What this task involves - Look for the string "styles" in every line, and copy each line that has it.

-- start --

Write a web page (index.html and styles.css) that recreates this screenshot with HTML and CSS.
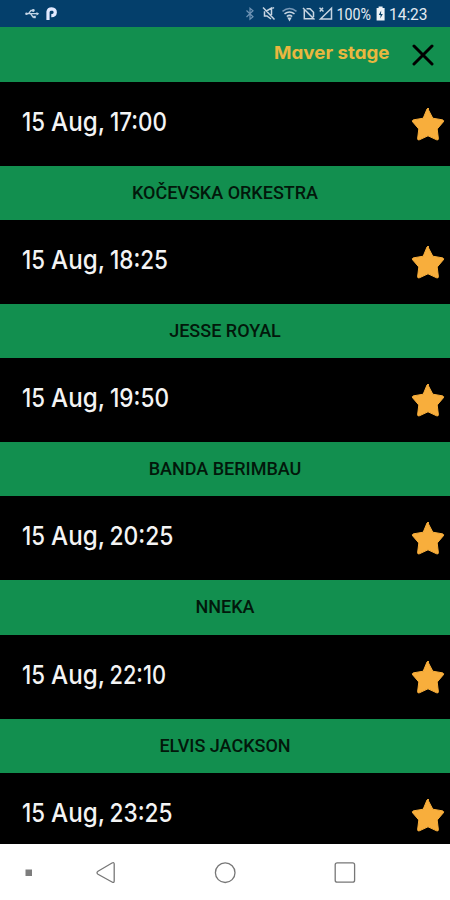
FILE: index.html
```html
<!DOCTYPE html>
<html lang="en">
<head>
<meta charset="utf-8">
<title>Maver stage</title>
<link rel="stylesheet" href="styles.css">
</head>
<body>
<svg class="defs" aria-hidden="true"><symbol id="star" viewBox="0 0 34 34"><path d="M17 2 21.8 11.2 31.8 12.9Q33.4 13.6 32.2 15L26.2 22 27.4 31.8Q27.2 33.5 25.6 32.8L17 28.8 8.4 32.8Q6.8 33.5 6.6 31.8L7.8 22 1.8 15Q.6 13.6 2.2 12.9L12.2 11.2 16 2Q17 .6 18 2Z" fill="#f8ae3c" stroke="#f8ae3c" stroke-linejoin="round"/></symbol></svg>
<div class="screen">
  <header class="status">
    <svg class="status-art" viewBox="0 0 450 27">
      <g fill="none" stroke="#c4d5e6" stroke-width="1.3">
        <path d="M26 13.7H38M28.5 13.7 31 10.5H33M30.5 13.7 33 17H35"/>
        <path d="M36.5 11.9 39.2 13.7 36.5 15.5Z" fill="#c4d5e6" stroke="none"/>
        <circle cx="26.5" cy="13.7" r="1.3" fill="#c4d5e6" stroke="none"/><circle cx="33.3" cy="10.5" r="1.4" fill="#c4d5e6" stroke="none"/><path d="M33.4 15.8h2.4v2.4h-2.4Z" fill="#c4d5e6" stroke="none"/>
      </g>
      <path d="M48 20V11.8Q48.4 8.9 51.7 8.9Q55.3 9.1 55.3 12.4Q55 15.8 51.3 15.7" fill="none" stroke="#e2eaff" stroke-width="3.2"/>
      <path d="M246.5 10.5 253 16.8 250 19.2V8.2L253 10.7 246.5 17" fill="none" stroke="#6f94b5" stroke-width="1.2"/>
      <g fill="none" stroke="#c7d5e2" stroke-width="1.5">
        <path d="M263 7.5 274.5 19.5M264.5 11.2V16H267L271 19M266.5 11 271.5 8V15M272.5 8.5 274 7.5"/>
        <path d="M282.5 11.3Q289.5 5.8 296.5 11.3" stroke="#7899b8"/>
        <path d="M284.5 13.8Q289.5 10 294.5 13.8M286.8 16.5Q289.5 14.2 292.2 16.5"/>
        <path d="M288.5 18.2 289.5 20 290.5 18.2Z"/>
        <path d="M303 8 314.5 19.5M304.3 10V18.7H313M306.5 8.7H310L313.5 12.3V17"/>
        <path d="M320.5 19 331.5 8.3V19ZM319.5 7.8 323.5 11.5M323 7.8 319.8 11.5"/>
      </g>
      <path d="M378.6 6.5h4v1.5h2V20.5h-8V8h2Z" fill="#eef3f7"/><path d="M381.2 10.5 378.8 15h1.8L380.3 18.5 382.8 14h-1.8Z" fill="#064169"/>
      <text class="status-text" x="336.5" y="19.5" textLength="34.5" lengthAdjust="spacingAndGlyphs">100%</text>
      <text class="status-text" x="389" y="19.5" textLength="38.5" lengthAdjust="spacingAndGlyphs">14:23</text>
    </svg>
  </header>
  <div class="heading">
    <svg class="title" viewBox="0 0 116 55"><text x="0" y="32" textLength="115.5" lengthAdjust="spacingAndGlyphs">Maver stage</text></svg>
    <svg class="close" viewBox="0 0 22 22"><path d="M2 2 20 20M20 2 2 20"/></svg>
  </div>
  <main class="list">
    <div class="slot"><svg class="time" viewBox="0 0 180 84"><text x="-1" y="48.5" textLength="23" lengthAdjust="spacingAndGlyphs">15</text><text x="28" y="48.5" textLength="54" lengthAdjust="spacingAndGlyphs">Aug,</text><text x="87" y="48.5" textLength="57" lengthAdjust="spacingAndGlyphs">17:00</text></svg><svg class="star"><use href="#star"/></svg></div>
    <div class="band">KOČEVSKA ORKESTRA</div>
    <div class="slot"><svg class="time" viewBox="0 0 180 84"><text x="-1" y="48.5" textLength="23" lengthAdjust="spacingAndGlyphs">15</text><text x="28" y="48.5" textLength="54" lengthAdjust="spacingAndGlyphs">Aug,</text><text x="87" y="48.5" textLength="58" lengthAdjust="spacingAndGlyphs">18:25</text></svg><svg class="star"><use href="#star"/></svg></div>
    <div class="band">JESSE ROYAL</div>
    <div class="slot"><svg class="time" viewBox="0 0 180 84"><text x="-1" y="48.5" textLength="23" lengthAdjust="spacingAndGlyphs">15</text><text x="28" y="48.5" textLength="54" lengthAdjust="spacingAndGlyphs">Aug,</text><text x="87" y="48.5" textLength="59" lengthAdjust="spacingAndGlyphs">19:50</text></svg><svg class="star"><use href="#star"/></svg></div>
    <div class="band">BANDA BERIMBAU</div>
    <div class="slot"><svg class="time" viewBox="0 0 180 84"><text x="-1" y="48.5" textLength="23" lengthAdjust="spacingAndGlyphs">15</text><text x="28" y="48.5" textLength="54" lengthAdjust="spacingAndGlyphs">Aug,</text><text x="86.5" y="48.5" textLength="64" lengthAdjust="spacingAndGlyphs">20:25</text></svg><svg class="star"><use href="#star"/></svg></div>
    <div class="band">NNEKA</div>
    <div class="slot"><svg class="time" viewBox="0 0 180 84"><text x="-1" y="48.5" textLength="23" lengthAdjust="spacingAndGlyphs">15</text><text x="28" y="48.5" textLength="54" lengthAdjust="spacingAndGlyphs">Aug,</text><text x="86.5" y="48.5" textLength="56.5" lengthAdjust="spacingAndGlyphs">22:10</text></svg><svg class="star"><use href="#star"/></svg></div>
    <div class="band">ELVIS JACKSON</div>
    <div class="slot"><svg class="time" viewBox="0 0 180 84"><text x="-1" y="48.5" textLength="23" lengthAdjust="spacingAndGlyphs">15</text><text x="28" y="48.5" textLength="54" lengthAdjust="spacingAndGlyphs">Aug,</text><text x="86.5" y="48.5" textLength="63" lengthAdjust="spacingAndGlyphs">23:25</text></svg><svg class="star"><use href="#star"/></svg></div>
  </main>
  <nav class="nav">
    <svg viewBox="0 0 450 56"><path d="M25.5 25.5h6.5v6.5h-6.5Z" fill="#7d7d7d"/>
      <g fill="none" stroke="#777" stroke-width="1.3"><path d="M98 27.2 112 19Q114.2 18 114.2 20V37Q114.2 39.3 112 38L98 30.2Q96 28.8 98 27.2Z"/><circle cx="225.2" cy="28.7" r="9.8"/><rect x="335.2" y="18.8" width="19.4" height="19.4" rx="2"/></g>
    </svg>
  </nav>
</div>
</body>
</html>
```
FILE: styles.css
```css
* { box-sizing: border-box; }
body { margin: 0; background: #000; }
svg { display: block; flex: none; }
.defs { width: 0; height: 0; position: absolute; }
.screen { width: 450px; height: 900px; display: flex; flex-direction: column; overflow: hidden; }
.status { height: 27px; flex: none; background: #043f6b; }
.status-art { width: 450px; height: 27px; }
.status-text { font: 16px Roboto, sans-serif; fill: #e3ebf2; }
.heading { height: 55px; flex: none; background: #128f4f; display: flex; align-items: center; justify-content: flex-end; gap: 22px; padding-right: 16px; }
.title { width: 116px; height: 55px; }
.title text { font: 700 18px Inter, sans-serif; font-feature-settings: "cv11"; fill: #e9b73f; }
.close { width: 22px; height: 22px; }
.close path { fill: none; stroke: #000; stroke-width: 3; stroke-linecap: round; }
.list { flex: 1; min-height: 0; overflow: hidden; background: #000; }
.slot { height: 84px; display: flex; align-items: center; justify-content: space-between; padding: 0 5px 0 23px; }
.time { width: 180px; height: 84px; overflow: visible; }
.time text { font: 500 26px Inter, sans-serif; fill: #f4f4f4; }
.star { width: 34px; height: 34px; }
.band { height: 54.15px; background: #128f4f; display: flex; align-items: center; justify-content: center; font: 500 18px Roboto, sans-serif; color: #02180b; padding-bottom: 1px; }
.nav { height: 56px; flex: none; background: #fff; }
.nav svg { width: 450px; height: 56px; }
```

-- end --

Problem solution -
Write a web page (index.html and styles.css) that recreates this screenshot with HTML and CSS.
<link rel="stylesheet" href="styles.css">
FILE: styles.css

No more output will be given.